Like Facebook’s carousel ads, this ad format can be used in a number of different ways to help you sell more effectively. You can, for example, break up a single image into distinct cards and list different benefits or features of whatever you’re promoting, which can be seen in the sample above. You could also show different products on each individual slide. If you do the latter, you’ll be able to more easily assess which products are driving home the most clicks.
Video ads are popular amongst advertisers on LinkedIn, and for good reason. Video is interesting and dynamic, and the ability to use the storytelling powers of this medium can work well when you’re running PPC campaigns.
Video ads are both mobile and desktop friendly, and they of course come with additional analytics regarding viewer watch times.
For best results with LinkedIn, you’ll want to create video content that’s tailor-made for the specific objective that you have in mind. If, for example, you’re trying to promote thought leadership, think about sharing information and how-to content that’s of direct value to your audience. This is what the example above is going for, explaining their research and sharing it with a relevant audience.

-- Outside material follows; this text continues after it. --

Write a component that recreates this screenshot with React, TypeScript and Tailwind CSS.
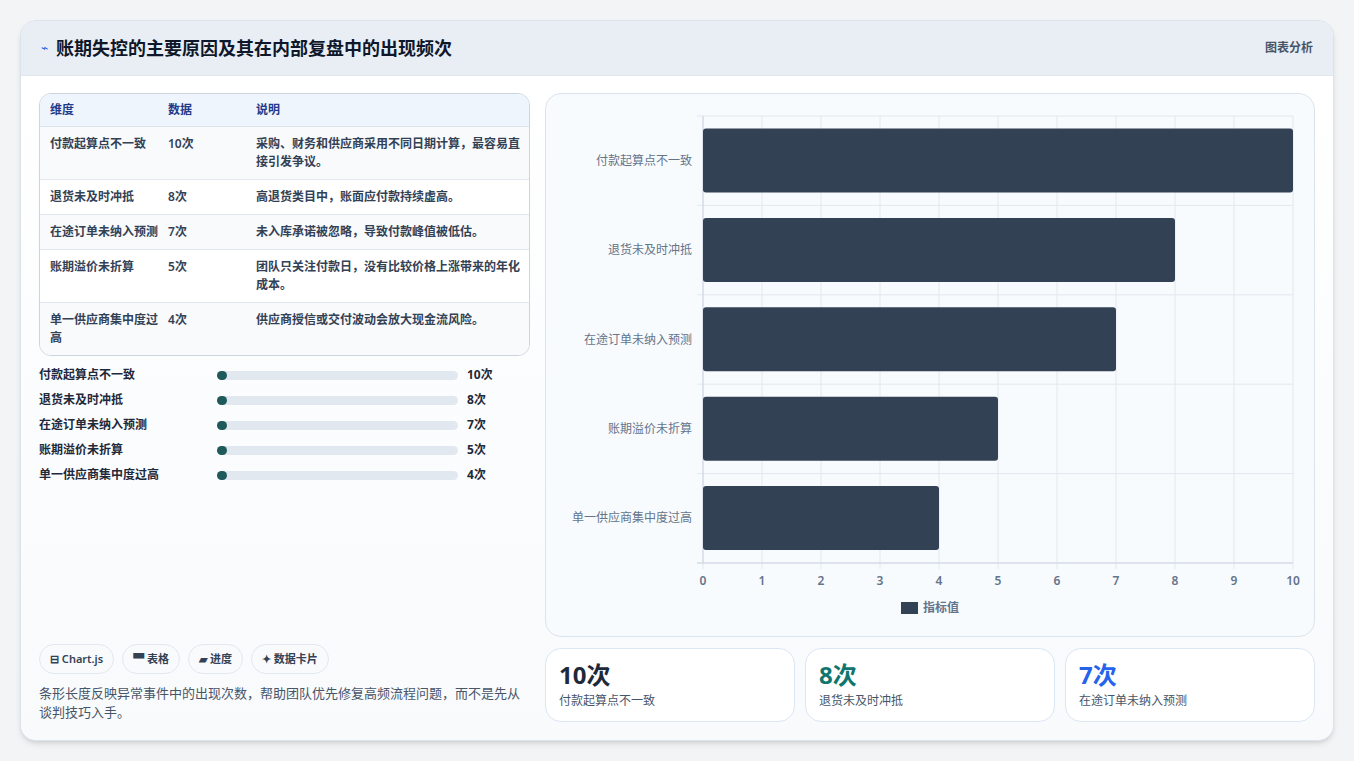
const rows = [
  { name: "付款起算点不一致", value: 10, desc: "采购、财务和供应商采用不同日期计算，最容易直接引发争议。" },
  { name: "退货未及时冲抵", value: 8, desc: "高退货类目中，账面应付款持续虚高。" },
  { name: "在途订单未纳入预测", value: 7, desc: "未入库承诺被忽略，导致付款峰值被低估。" },
  { name: "账期溢价未折算", value: 5, desc: "团队只关注付款日，没有比较价格上涨带来的年化成本。" },
  { name: "单一供应商集中度过高", value: 4, desc: "供应商授信或交付波动会放大现金流风险。" },
];

const font = { fontFamily: '"Noto Sans", "Noto Sans CJK SC", sans-serif' };

function Chart() {
  // plot area in svg coords
  const x0 = 157, x1 = 747, y0 = 22, y1 = 469;
  const step = (y1 - y0) / 5;
  const unit = (x1 - x0) / 10;
  return (
    <svg width="767" height="541" className="block">
      {Array.from({ length: 11 }).map((_, i) => (
        <line key={i} x1={x0 + i * unit} x2={x0 + i * unit} y1={y0} y2={y1 + 6} stroke="#e2e8f0" />
      ))}
      {Array.from({ length: 6 }).map((_, i) => (
        <line key={i} x1={x0 - 6} x2={x1} y1={y0 + i * step} y2={y0 + i * step} stroke="#e2e8f0" />
      ))}
      <line x1={x0} x2={x0} y1={y0} y2={y1} stroke="#cbd5e1" />
      <line x1={x0 - 6} x2={x1} y1={y1} y2={y1} stroke="#cbd5e1" />
      {rows.map((r, i) => (
        <g key={r.name}>
          <rect x={x0} y={y0 + i * step + 12.5} width={r.value * unit} height={64} rx={3} fill="#334155" />
          <text x={x0 - 11} y={y0 + i * step + step / 2 + 4} textAnchor="end" fontSize="12" fill="#64748b">{r.name}</text>
        </g>
      ))}
      {Array.from({ length: 11 }).map((_, i) => (
        <text key={i} x={x0 + i * unit} y={y1 + 22} textAnchor="middle" fontSize="12" fontWeight="600" fill="#64748b">{i}</text>
      ))}
      <rect x={355} y={508} width={17} height={12} fill="#334155" />
      <text x={377} y={518} fontSize="12" fontWeight="600" fill="#64748b">指标值</text>
    </svg>
  );
}

export default function App() {
  const stats = [
    { v: "10次", c: "text-[#1e293b]", l: "付款起算点不一致" },
    { v: "8次", c: "text-[#0f766e]", l: "退货未及时冲抵" },
    { v: "7次", c: "text-[#2563eb]", l: "在途订单未纳入预测" },
  ];
  return (
    <div className="min-h-[761px] bg-[#f3f4f6] p-5 pb-5" style={font}>
      <div className="flex h-[721px] flex-col overflow-hidden rounded-2xl border border-[#dbe3ec] bg-white shadow-md">
        <div className="flex h-[55px] items-center justify-between border-b border-[#e2e8f0] bg-[#e9eef5] px-5">
          <div className="flex items-center gap-2">
            <span className="text-xs text-[#2563eb]">⌁</span>
            <h1 className="text-lg font-bold text-[#0f172a]">账期失控的主要原因及其在内部复盘中的出现频次</h1>
          </div>
          <span className="text-xs font-semibold text-[#475569]">图表分析</span>
        </div>
        <div className="flex flex-1 gap-[15px] bg-gradient-to-b from-white to-[#f8fafc] px-[18px] pt-[17px] pb-[18px]">
          <div className="flex w-[491px] flex-col">
            <div className="overflow-hidden rounded-xl border border-[#cbd5e1] text-xs text-[#334155]">
              <div className="flex h-[33px] items-center border-b border-[#dbe3ec] bg-[#eef5fd] font-bold text-[#1e3a8a]">
                <div className="w-[128px] pl-[10px]">维度</div>
                <div className="w-[88px]">数据</div>
                <div className="flex-1">说明</div>
              </div>
              {rows.map((r, i) => (
                <div key={r.name} className={`flex border-[#e2e8f0] py-[8px] leading-[18px] ${i > 0 ? "border-t" : ""} ${i % 2 ? "bg-white" : "bg-[#f8fafc]"}`}>
                  <div className="w-[128px] pl-[10px] pr-2 font-semibold">{r.name}</div>
                  <div className="w-[88px] font-semibold">{r.value}次</div>
                  <div className="flex-1 pr-2 font-semibold">{r.desc}</div>
                </div>
              ))}
            </div>
            <div className="mt-[10px] flex flex-col gap-[7px]">
              {rows.map((r) => (
                <div key={r.name} className="flex h-[18px] items-center text-xs font-semibold text-[#1e293b]">
                  <div className="w-[178px]">{r.name}</div>
                  <div className="h-[9px] w-[241px] rounded-full bg-[#e2e8f0]">
                    <div className="h-[9px] w-[10px] rounded-full bg-[#1e5a5a]" />
                  </div>
                  <div className="ml-[9px] font-bold">{r.value}次</div>
                </div>
              ))}
            </div>
            <div className="mt-auto flex gap-2 text-[11px] font-semibold text-[#334155]">
              {["⊟ Chart.js", "▀ 表格", "▰ 进度", "✦ 数据卡片"].map((t) => (
                <span key={t} className="rounded-full border border-[#e2e8f0] bg-[#f8fafc] px-[10px] py-[6px]">{t}</span>
              ))}
            </div>
            <p className="mt-[10px] text-[13px] leading-[19px] text-[#475569]">
              条形长度反映异常事件中的出现次数，帮助团队优先修复高频流程问题，而不是先从谈判技巧入手。
            </p>
          </div>
          <div className="flex flex-1 flex-col gap-[11px]">
            <div className="h-[544px] rounded-2xl border border-[#dbe3ec] bg-[#f8fbfd]">
              <Chart />
            </div>
            <div className="grid flex-1 grid-cols-3 gap-[10px]">
              {stats.map((s) => (
                <div key={s.l} className="rounded-2xl border border-[#dbe7f5] bg-white px-[13px] pt-[10px]">
                  <div className={`text-[24px] font-bold leading-[32px] ${s.c}`}>{s.v}</div>
                  <div className="mt-[2px] text-xs text-[#475569]">{s.l}</div>
                </div>
              ))}
            </div>
          </div>
        </div>
      </div>
    </div>
  );
}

If sales, leads, and conversions are more what you’re focusing on, show demos of your product or detail how specific features and benefits both make you unique and can benefit your customers.
Sponsored Inbox Ads
So far, all the other ad formats that we’ve looked at can appear in multiple placements, including in the newsfeed and the side column (which are extremely similar to Facebook’s right column placements, too).
The sponsored inbox ads are a different format and placement all together, however. They aren’t visual-centric the same way the others are, and instead appear as a message. They’ll show up in users’ inboxes, and even trigger a notification for an unread message just like organic messages from connections will.
These ads can be incredibly effective, combining the benefits of PPC advertising with some of those of email marketing. You’re showing up in the users’ inbox, after all, so you’re requiring that they at least see it, as opposed to ads that can be easily ignored and scrolled past in the feeds.
Sponsored inbox ads won’t work well for every campaign, however. They’re best when you’re looking to engage users individually on some level. Examples of this may include:
- The advertiser reaching out and trying to drum up interest in a local event.
- The advertiser is trying to enlist users in a course or degree program, and is encouraging them to ask questions.
- The brand (or recruiter) is trying to find applicants for a job.
- The marketer is looking to reach out to relevant brands and see if they’d be interested in beta testing their new product.
When writing these campaigns, remember to make it feel like you’re writing an actual message one-on-one. It should feel personal and encourage people to respond if they have questions or any thoughts they’d like to share, and it should always include some sort of call to action at the end.
Different Types of LinkedIn Ads
Now that we’ve looked at ad formats, it’s time to look a look at different types of what are essentially “specialty” ads. These ads will fit into the formats described above (so you can use a video ad format when creating a lead ad, for example), but their purpose is to accomplish specific objectives with unique ad features.
LinkedIn’s Dynamic Ads are one of the more recent developments on LinkedIn, rolling out late last year. These ads will automatically insert a user’s name and profile picture into the ad’s image or copy to grab their attention quickly. We’re all automatically tuned in to our own face and names, so it’s a good way to stand out in users’ feeds quickly.
Note that you can only use the dynamic features in LinkedIn’s Job Ads, Spotlight Ads, and Follower Ads.
Lead Ads prioritize generating leads, and they can come through image, video, and inbox ads. They allow you to attach a lead gen form to an ad campaign, which will automatically fill in a user’s requested information like name, workplace, or job title. The user can edit this information if they choose, and then send the form.
The lead generation forms are native, meaning that they work on platform so that users never have to leave the site, and they’re mobile friendly.
If you’re looking to generate leads through LinkedIn (which is often an excellent step for high-value purchases or for B2B businesses in general), this is a great way to go. You will need to choose the lead objective when creating your ad campaigns.
Job Ads are a special type of ad that can (and should!) be used when you’re actively running ad campaigns that are designed to attract new job applicants.
Since LinkedIn allows you to target users based on the industry they work in, the companies they work for, their education, and their skills, you can run extremely targeted ads that are niched down to appeal to specific types of applicants. Even better, these ads can help you to reach audiences who aren’t actively looking for jobs; keep in mind that plenty of top-talent is likely scooped up by someone else, so this helps get you in touch.
Job Ads will be most successful when you do some combination of the following:
- Detail the position that you’re hiring for, and create individual campaigns targeting the right users for each job role. If a developer sees an ad for a copywriter, for example, they’re writing it off even if you’re hiring developers, too.
- Mention specific perks of working with you, if possible. Do you offer extended vacation days, strong advancement opportunities, or great insurance? This can help sway people.
- You help applicants decide that they’re the right fit for the job on their own. Mention the skills or experience you’re looking for. This may help weed out any not-so-great fits and appeal to people who could make a great team member.
Follower Ads, unlike most ads on LinkedIn, aren’t focused on driving traffic to your site or finding a new hire or attracting leads. The goal here is (you guessed it!) exclusively to get more followers on your LinkedIn Company Page!
Follower count may not be the most important metric of success on social media, but that doesn’t mean that followers don’t matter. When people follow your Page, they’re signing up to receive regular updates from you in their feed. This gives long-term exposure with your target audience in a friendly, non-aggressive way that can be great for brand awareness over time.
LinkedIn Ads has come a long way in the past few years, and it’s doing a good job offering a B2B-and-professionally-oriented alternative to the more-popular Facebook Ads. To find success on the platform, we recommend testing several different ad types and formats to see what works best while making careful and strategic choices based on your specific campaign, the audience you want to target, and the objective that you have in mind.